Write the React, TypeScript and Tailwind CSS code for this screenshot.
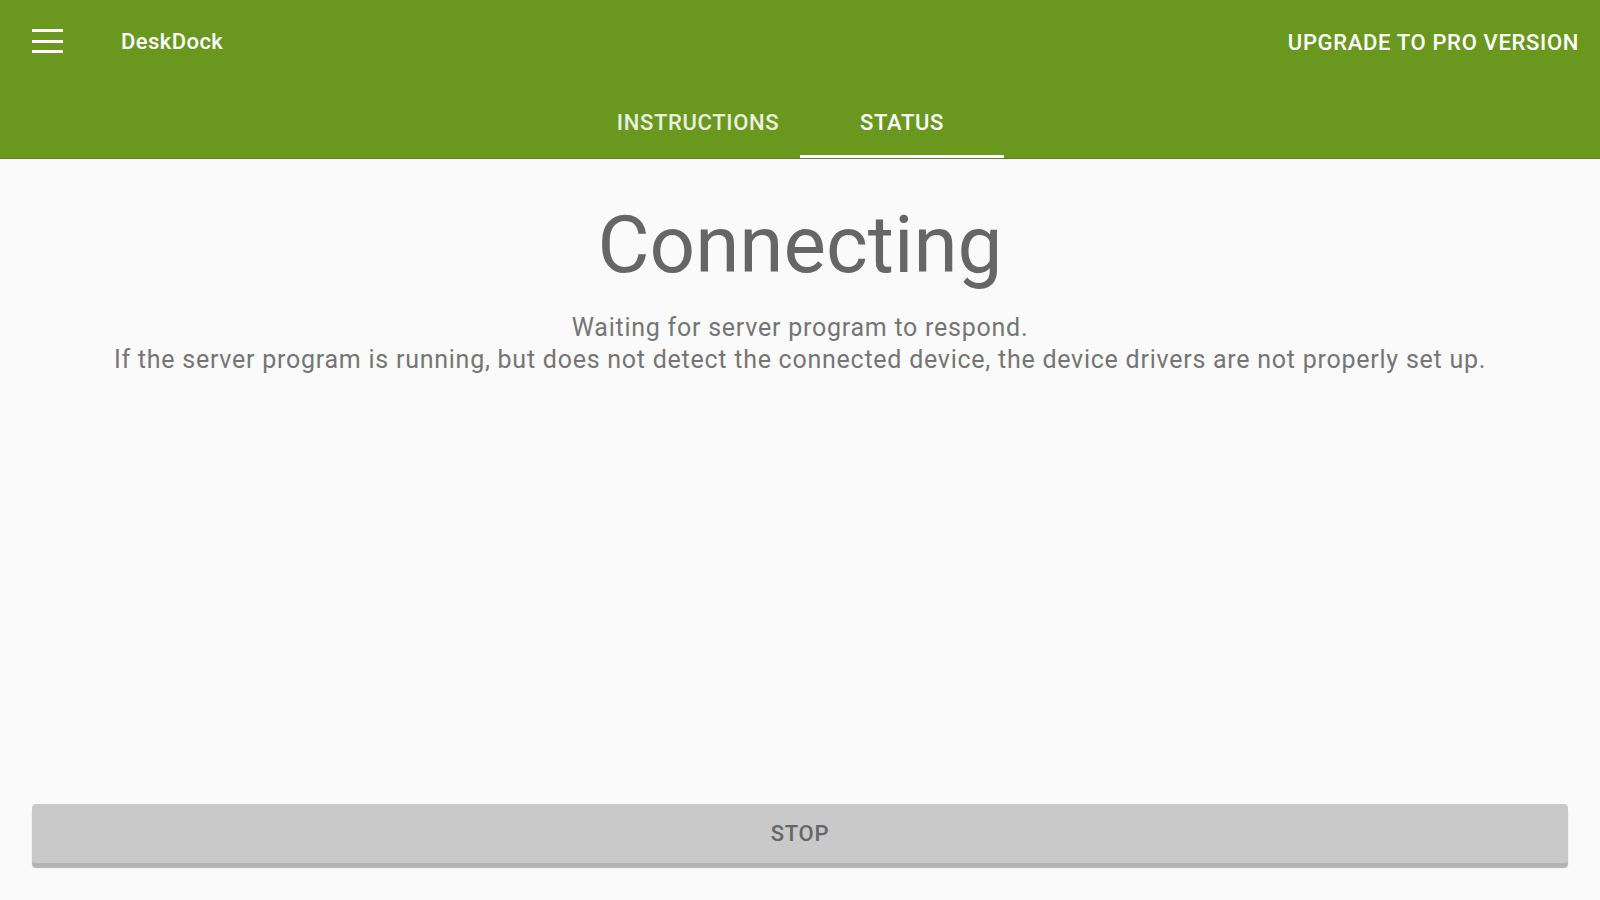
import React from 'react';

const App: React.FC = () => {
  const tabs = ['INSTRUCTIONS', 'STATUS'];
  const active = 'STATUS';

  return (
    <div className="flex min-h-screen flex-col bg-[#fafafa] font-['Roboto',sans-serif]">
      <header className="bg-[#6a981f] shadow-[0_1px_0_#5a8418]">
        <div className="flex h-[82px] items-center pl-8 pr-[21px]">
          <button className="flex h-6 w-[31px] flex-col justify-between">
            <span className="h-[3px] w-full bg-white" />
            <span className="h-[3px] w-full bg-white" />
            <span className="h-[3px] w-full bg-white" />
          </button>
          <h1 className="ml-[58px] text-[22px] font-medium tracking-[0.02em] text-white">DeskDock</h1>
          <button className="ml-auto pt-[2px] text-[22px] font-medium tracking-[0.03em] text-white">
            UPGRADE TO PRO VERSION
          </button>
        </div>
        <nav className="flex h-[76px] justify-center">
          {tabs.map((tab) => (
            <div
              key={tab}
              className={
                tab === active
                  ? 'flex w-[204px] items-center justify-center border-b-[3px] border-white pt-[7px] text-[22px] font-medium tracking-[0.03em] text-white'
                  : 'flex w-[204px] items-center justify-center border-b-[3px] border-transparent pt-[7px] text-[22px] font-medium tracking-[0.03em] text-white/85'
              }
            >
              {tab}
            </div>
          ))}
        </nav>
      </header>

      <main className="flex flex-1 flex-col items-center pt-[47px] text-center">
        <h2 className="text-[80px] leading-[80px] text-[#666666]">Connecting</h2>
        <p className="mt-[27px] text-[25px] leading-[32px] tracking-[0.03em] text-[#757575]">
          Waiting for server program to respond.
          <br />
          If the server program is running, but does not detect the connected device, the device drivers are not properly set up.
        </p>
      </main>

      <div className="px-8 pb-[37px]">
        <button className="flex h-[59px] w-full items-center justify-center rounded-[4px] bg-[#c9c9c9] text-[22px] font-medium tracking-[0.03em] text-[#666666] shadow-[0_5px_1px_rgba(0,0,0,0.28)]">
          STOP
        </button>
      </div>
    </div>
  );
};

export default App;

> _GOAL_
Repeat the lines of the listing above verbatim, beginning at its first line and ending at the line containing "const active = 'STATUS';", which is included. Omit pictures.

> _THE OUTPUT_
Write the React, TypeScript and Tailwind CSS code for this screenshot.
import React from 'react';

const App: React.FC = () => {
  const tabs = ['INSTRUCTIONS', 'STATUS'];
  const active = 'STATUS';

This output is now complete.